During a radio interview Thursday, Gov. Paul LePage said he’s received death threats for his comments about what happened at the racist rally in Charlottesville, Virginia, recently.

“Hatred is alive and well in the United States of America,” the governor told the Portland-based WGAN during his regular appearance with friendly hosts.

LePage said that he got a couple of letters that “we’re going to have to look at today because they’re threatening to kill me.”

The governor, who has police protection day and night, said he’s taken heat this week for some of his thoughts on the protests that have wracked the nation since a “Unite the Right” rally in Charlottesville left one counter-demonstrator dead and others injured.

Some of the letters he’s gotten, he said, are “unbelievable” in their hostility.

LePage also admitted that he might have been wrong this week when he claimed 7,600 Mainers had fought for the Confederacy, a number that historians said is absurd in one of the most pro-Union, anti-slavery states.


He said he may have misunderstood when he was told some numbers during a visit to the state archives. Maybe, he said, the number he cited was the figure for soldiers from all of New England fighting for the rebellious Southern states.
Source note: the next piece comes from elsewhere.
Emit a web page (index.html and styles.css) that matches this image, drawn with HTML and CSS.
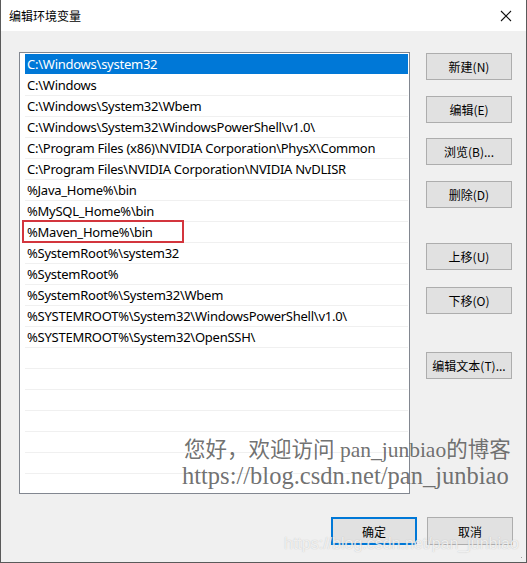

In any case, LePage said, “Quite frankly, it doesn’t make any difference if it was one, 10 or 50.”

The key point, the governor said, is that the war began as a battle over property rights, not slavery.

“It was all about property rights,” LePage said, an archaic, Confederate-oriented viewpoint that modern-day historians discount.

He said the Civil War reminds him of the deep splits and hatred he saw in American society during the Vietnam War, when returning soldiers had people spit on them.

Just like the draftees who fought in Vietnam, LePage said, the “overwhelming majority of those who fought for either side” during the Civil War were “doing what they were told by their governments.”


Many Maine units in the Civil War, however, consisted of volunteers.

And returning Union troops were hailed as heroes in Maine and across the North back in 1865 and for the rest of their lives.

One of LePage’s predecessors, Joshua Chamberlain, was elected as the state’s leader after becoming famous as a hero of the Battle of Gettysburg.